И все это, вся Украина повилась красотой того деяния, того движения к свободе. А Славе, к тому же, удалось-таки сделать фильм о Василе Стусе и его подвиге (а подвиг — это то, что подвигает не только тебя самого, но и целое обществону). Картина называлась «Просвітлої дороги свічка чорна» — и вот эта дихотомия тьмы и света является определяющей в ленте...
«ВИ ОШУКАЛИ ДЕРЕВО І ВОДУ...»
Главный подвиг самого Чернилевского в конце 1990-х и «нулевых» — это грандиозная работа по дублированию зарубежных фильмов на телеканале «1 + 1». Он руководил этой работой, он определял ее векторы. До того считалось: публика наша так привыкла к русской озвучке, что никакой украинской не примет. И не приняла бы, если бы ей предложили дублирование местечково-малороссийского рода. Однако же возглавляемой Станиславом группе удалось почти невероятное: зрители услышали и увидели героев зарубежных картин, которые говорят на изысканном, современном языке.
Так была заложена традиция, которая сейчас воспринимается как нечто обычное — западные фильмы в украинском интонировании, так сказать культурном обрамлении... Только та работа, конечно, притормозила поиски Чернилевского-поэта. Хотя — как сказать. Ведь Слава принадлежит к тем писателям, которые пишут постоянно, откликаются на чуть ли не все вибрации народного организма. И организма собственного...
Так что ничуть не удивительно, что Чернилевский был на Майдане в самые напряженные моменты противостояния народа и власти. «Не мог я не пойти на Майдан, — пояснил он мне однажды, — там же студенты мои были...»). Какая-то вражья сила и попала в Поэта — будто знала, куда целить: в руку, чтобы не писал больше.
Заживить раны удалось с помощью чешских друзей. Они побудили на издание книги стихов «Чеський зошит». И это был рубеж — Слава начал жить с каким-то новым рвением. Хотя вроде бы все по общепринятому графику. Прежде всего это встречи со студентами кинофака Института имени Карпенко-Карого, которых Поэт и Режиссер обогащает знаниями не просто кинематографическими, но и, так сказать, вселенскими. Ведь Станислав все чаще напоминает мне античных философов, с их магическими умениями видеть в мельчайшей капельке росы целый универсум...

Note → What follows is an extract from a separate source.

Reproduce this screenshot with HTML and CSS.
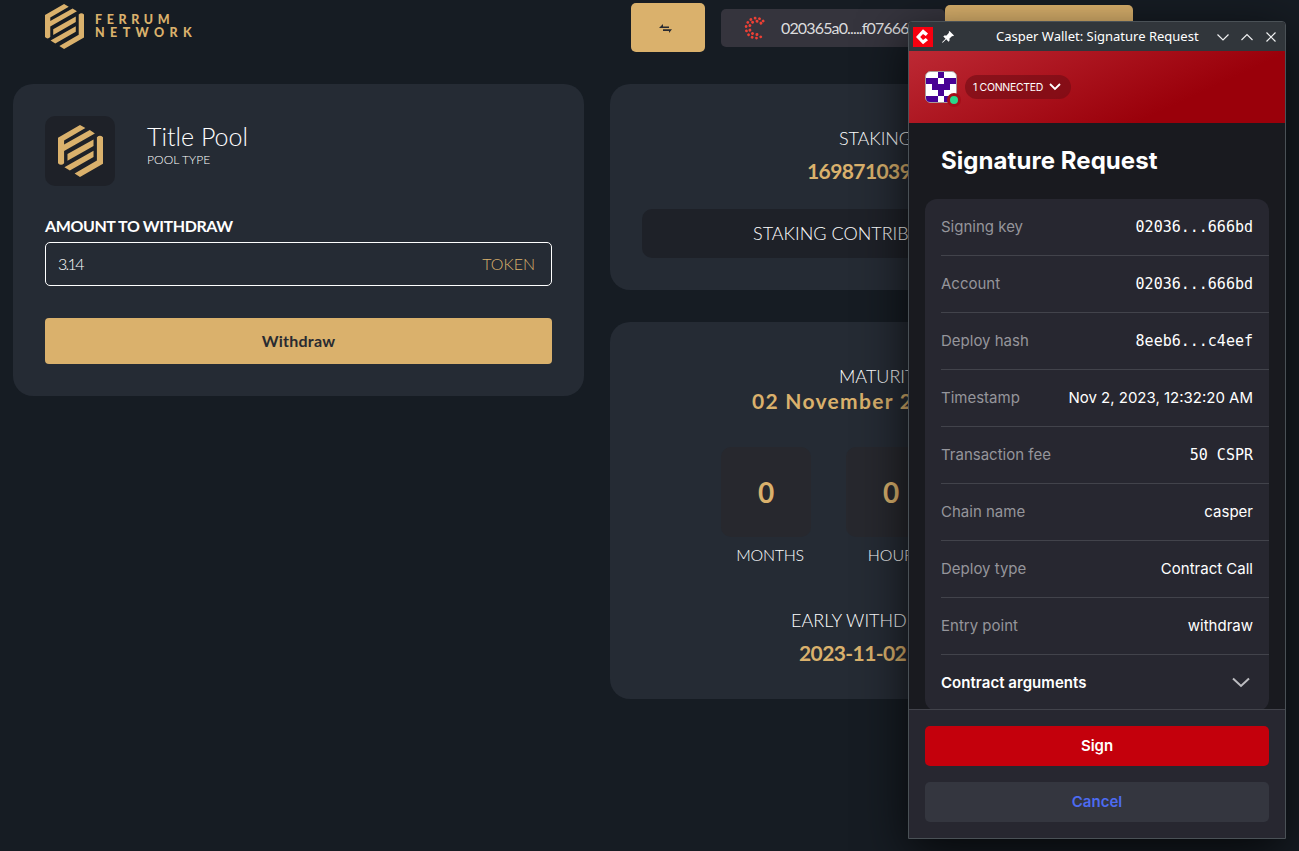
FILE: index.html
```html
<!DOCTYPE html>
<html lang="en">
<head>
<meta charset="utf-8">
<title>Ferrum Network</title>
<link rel="stylesheet" href="styles.css">
</head>
<body>
<svg width="0" height="0" class="defs"><defs>
<symbol id="ferrum" viewBox="0 0 133 154" preserveAspectRatio="none"><path d="M0 38L65 0L81 9L18 46V58L94 15L109 25L18 77V113Q9 123 0 113ZM28 86L105 43V62L28 106ZM19 125L105 76V95L35 135ZM115 36Q124 28 133 36V115L65 154L49 144L115 105Z"/></symbol>
</defs></svg>
<div class="page">
  <header class="top">
    <div class="brand"><svg class="brand-icon"><use href="#ferrum"/></svg><div class="wordmark"><span class="w1">FERRUM</span><span class="w2">NETWORK</span></div></div>
    <div class="swap"><svg width="14" height="10" viewBox="0 0 14 10"><path d="M4 0V2.400H10V4H0ZM4 5.300H13L10 9V7H4Z" fill="#292b31"/></svg></div>
    <div class="address">
      <svg width="24" height="24" viewBox="0 0 24 24"><g fill="none" stroke="#ee4035" stroke-linecap="round"><path d="M19.200 5.100A10 10 0 1 0 19.200 19" stroke-width="2.700" stroke-dasharray=".1 4.300"/><path d="M17 7.200A6.700 6.700 0 1 0 16.500 17" stroke-width="2.900" stroke-dasharray=".1 4.300"/></g></svg>
      <span>020365a0.....f07666bd</span>
    </div>
    <div class="connect"></div>
  </header>
  <main class="columns">
    <section class="card pool">
      <div class="pool-head"><div class="pool-logo"><svg class="pool-icon"><use href="#ferrum"/></svg></div><div><div class="title">Title Pool</div><div class="type">POOL TYPE</div></div></div>
      <div class="label">AMOUNT TO WITHDRAW</div>
      <div class="field"><span class="amount">3.14</span><span class="token">TOKEN</span></div>
      <div class="withdraw">Withdraw</div>
    </section>
    <div class="stats">
      <section class="card staking">
        <div class="cap s1">STAKING</div>
        <div class="gold g1">169871039</div>
        <div class="contrib">STAKING CONTRIB</div>
      </section>
      <section class="card maturity">
        <div class="cap m1">MATURITY</div>
        <div class="gold g2">02 November 2023</div>
        <div class="timers">
          <div class="timer"><div class="box">0</div><span class="t1">MONTHS</span></div>
          <div class="timer"><div class="box">0</div><span class="t2">HOURS</span></div>
        </div>
        <div class="cap e1">EARLY WITHD</div>
        <div class="gold g3">2023-11-02</div>
      </section>
    </div>
  </main>
</div>
<aside class="wallet">
  <div class="bar">
    <svg class="app" viewBox="0 0 20 20"><path fill="#f8000f" d="M0 0H20V20H0Z"/><path d="M15 6.500L10 2.200L3 10L10 17.300L15 13.300L12.800 11L10 13L7.200 10L10 7L12.800 9Z" fill="#fff"/></svg>
    <svg class="pin" viewBox="0 0 12 12"><path d="M7.500 0L12 4.500L11 5.300L10.200 5L7.500 7.500V9.700L6.500 10.700L4.200 8.300L.7 11.800L0 11.200L3.500 7.700L1.300 5.400L2.300 4.500H4.500L7 1.800L6.700.8Z" fill="#fff"/></svg>
    <span class="caption">Casper Wallet: Signature Request</span>
    <svg class="controls" width="60" height="12" viewBox="0 0 60 12" fill="none" stroke="#eff0f1" stroke-width="1.150"><path d="M.5 3.500L6 9L11.500 3.500M24.500 9L30 3.500L35.500 9M49.500 1.500L58.500 10.500M58.500 1.500L49.500 10.500"/></svg>
  </div>
  <div class="banner">
    <div class="avatar"><svg width="32" height="32" viewBox="0 0 32 32"><rect x=".5" y=".5" width="31" height="31" rx="5" fill="#fff" stroke="#a99"/><path fill="#480295" d="M13 1H19V7H13ZM1 7H13V13H19V7H31V13H25V19H19V25H13V19H7V13H1ZM1 25H13V31H5Q1 31 1 27ZM19 25H31V27Q31 31 27 31H19Z"/></svg><i class="online"></i></div>
    <div class="pill"><span>1 CONNECTED</span><svg width="12" height="8" viewBox="0 0 12 8"><path d="M1 1L6 6L11 1" fill="none" stroke="#fff" stroke-width="1.800"/></svg></div>
  </div>
  <div class="content">
    <h1>Signature Request</h1>
    <div class="rows">
      <div class="row"><span>Signing key</span><b class="mono">02036...666bd</b></div>
      <div class="row"><span>Account</span><b class="mono">02036...666bd</b></div>
      <div class="row"><span>Deploy hash</span><b class="mono">8eeb6...c4eef</b></div>
      <div class="row"><span>Timestamp</span><b>Nov 2, 2023, 12:32:20 AM</b></div>
      <div class="row"><span>Transaction fee</span><b class="mono">50 CSPR</b></div>
      <div class="row"><span>Chain name</span><b>casper</b></div>
      <div class="row"><span>Deploy type</span><b>Contract Call</b></div>
      <div class="row"><span>Entry point</span><b>withdraw</b></div>
      <div class="row args"><span>Contract arguments</span><svg width="18" height="11" viewBox="0 0 18 11"><path d="M1 1.500L9 9L17 1.500" fill="none" stroke="#bcbcc0" stroke-width="2"/></svg></div>
    </div>
  </div>
  <footer class="actions"><div class="sign">Sign</div><div class="cancel">Cancel</div></footer>
</aside>
</body>
</html>
```
FILE: styles.css
```css
* { box-sizing: border-box; }
body { margin: 0; width: 1299px; height: 851px; overflow: hidden; background: #161c23; color: #fff; font-family: Lato, "Liberation Sans", sans-serif; white-space: nowrap; position: relative; }
.defs { position: absolute; }
svg { display: block; flex: none; }
.top { display: flex; height: 84px; padding: 3px 0 0 45px; align-items: flex-start; }
.brand { display: flex; width: 586px; gap: 11px; }
.brand-icon { width: 39px; height: 45px; margin-top: 1px; fill: #dab16c; }
.wordmark { display: flex; flex-direction: column; padding-top: 10px; color: #dab16c; font: 900 12.500px/13px Lato, sans-serif; }
.w1 { letter-spacing: 4.600px; }
.w2 { letter-spacing: 5.400px; }
.swap { width: 74px; height: 49px; border-radius: 5px; background: #dab16c; display: flex; align-items: center; justify-content: center; padding: 2px 5px 0 0; }
.address { margin: 6px 0 0 16px; width: 224px; height: 38px; border-radius: 5px; background: #35343d; display: flex; align-items: center; padding-left: 23px; gap: 13px; font-size: 16px; font-weight: 400; letter-spacing: -.850px; color: #dcdcde; }
.address span { position: relative; top: -1px; }
.connect { margin-top: 2px; width: 188px; height: 49px; border-radius: 5px; background: #dab16c; }
.columns { display: flex; gap: 26px; padding-left: 13px; align-items: flex-start; }
.card { width: 571px; border-radius: 20px; background: #252b34; overflow: hidden; }
.pool { height: 312px; padding: 32px; }
.pool-head { display: flex; gap: 32px; height: 98px; }
.pool-logo { width: 70px; height: 70px; border-radius: 10px; background: #1e2128; display: flex; align-items: center; justify-content: center; }
.pool-icon { width: 45px; height: 52px; fill: #dab16c; }
.title { font-size: 25px; font-weight: 300; line-height: 30px; margin: 5px 0 1px; }
.type { font-size: 12px; font-weight: 300; line-height: 16px; letter-spacing: .1px; }
.label { font-size: 16px; font-weight: 700; line-height: 24px; margin-bottom: 4px; letter-spacing: -.400px; }
.field { width: 507px; height: 44px; border: 1px solid #fff; border-radius: 5px; display: flex; justify-content: space-between; align-items: center; padding: 0 16px 2px 12px; font-size: 16px; font-weight: 300; }
.amount { letter-spacing: -1.700px; }
.token { color: #dab16c; }
.withdraw { margin-top: 32px; width: 507px; height: 46px; line-height: 46px; text-align: center; border-radius: 4px; background: #dab16c; color: #292b31; font-size: 16px; font-weight: 700; letter-spacing: .250px; }
.stats { display: flex; flex-direction: column; gap: 32px; }
.staking { height: 206px; padding: 41px 32px 32px; }
.cap { font-size: 18px; font-weight: 300; line-height: 27px; }
.gold { color: #dab16c; font-size: 21px; font-weight: 700; line-height: 32px; }
.s1, .m1 { padding-left: 197px; }
.s1 { letter-spacing: -.100px; }
.g1 { padding-left: 165px; margin-top: 3px; letter-spacing: -.600px; }
.contrib { height: 49px; margin-top: 22px; padding-left: 111px; line-height: 49px; border-radius: 10px; background: #1e2128; font-size: 18px; font-weight: 300; }
.maturity { height: 377px; padding: 41px 32px; }
.g2 { padding-left: 110px; margin-top: -5px; letter-spacing: 1.300px; }
.timers { display: flex; gap: 35px; margin: 30px 0 0 79px; }
.timer { width: 90px; height: 134px; text-align: center; font-weight: 300; font-size: 16px; }
.timer span { display: block; margin-top: 6px; line-height: 24px; }
.box { height: 90px; line-height: 90px; border-radius: 10px; background: #27282e; color: #dab16c; font-size: 28px; font-weight: 700; }
.timer .t1 { padding-left: 8px; letter-spacing: -.300px; }
.timer .t2 { padding-left: 8px; }
.e1 { padding-left: 149px; margin-top: 26px; }
.g3 { padding-left: 157px; margin-top: 3px; letter-spacing: -.600px; }
.wallet { position: absolute; left: 908px; top: 21px; width: 378px; height: 818px; border: 1px solid #4a5156; border-radius: 4px 4px 0 0; overflow: hidden; background: #191a1f; box-shadow: 0 14px 50px rgba(0,0,0,.72); display: flex; flex-direction: column; font-family: Inter, sans-serif; }
.bar { height: 29px; flex: none; background: #31363b; display: flex; align-items: center; padding-left: 4px; font: 13px "Noto Sans", sans-serif; }
.app { width: 20px; height: 20px; }
.pin { width: 12px; height: 12px; margin-left: 9px; }
.caption { width: 203px; margin-left: 42px; padding-bottom: 1px; }
.controls { margin-left: 18px; }
.banner { height: 72px; flex: none; background: linear-gradient(155deg, #bd2934 0%, #9a000a 72%); display: flex; align-items: center; gap: 8px; padding-left: 16px; }
.avatar { position: relative; }
.online { position: absolute; left: 22px; top: 22px; width: 14px; height: 14px; border: 3px solid #a50e19; border-radius: 50%; background: #29d98b; }
.pill { display: flex; align-items: center; justify-content: space-between; width: 106px; height: 24px; border-radius: 12px; padding: 0 10px 0 8px; background: rgba(112,12,20,.6); font-size: 10.500px; letter-spacing: -.300px; }
.content { flex: 1; min-height: 0; overflow: hidden; padding: 20px 16px 0; }
h1 { margin: 0 0 20px 16px; font-size: 24px; line-height: 36px; font-weight: 700; letter-spacing: .06px; }
.rows { height: 512px; border-radius: 12px; background: #272730; padding-left: 16px; }
.row { height: 57px; border-bottom: 1px solid #42434b; padding: 0 16px 2px 0; display: flex; align-items: center; justify-content: space-between; font-size: 15px; }
.row span { color: #95959b; }
.row b { font-weight: 400; }
.row .mono { font: 15px "DejaVu Sans Mono", monospace; padding-top: 1px; }
.row.args { border: 0; padding-right: 19px; }
.row.args span { color: #fff; font-weight: 600; letter-spacing: .05px; }
.actions { height: 129px; flex: none; border-top: 1px solid #42434b; background: #272730; padding: 16px; }
.sign, .cancel { height: 40px; line-height: 40px; border-radius: 5px; text-align: center; background: #c4000c; font-size: 15px; font-weight: 600; }
.cancel { margin-top: 16px; background: #34363f; color: #4d6bf0; }
```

Однако же появился и Чернилевский-публицист, его поэзия обострилась до уровня точных и безжалостных формул-констатаций. Как вот здесь, скажем, где Чернилевский, немного стилизуя Василия Симоненко, посылает проклятия враждебным силам.
Ви зараз скрізь, кати мого народу, —
грабіжники, убивці, шахраї.
Ви ошукали дерево, і воду,
і степ, і землю з надрами її.
Ви обібрали душі нелукаві,
нехитромовні, з прив’язом земним.
І прагнете, лихі та верескаві,
владарювати кодлово над ним [...]
І вам не ухилитися від ядер,
і ви не заховаєтесь ніде
від тих, у кого — з дерева і з надр! -
нерабська кров струмує і гуде.
Нерабская кровь — вот условие украинского будущего. Эта кровь бежит по сосудам поэзии, самой философии бытия Славы Чернилевского. Философии, которая дерзко претендует на статус преобразователя нашей украинской жизни.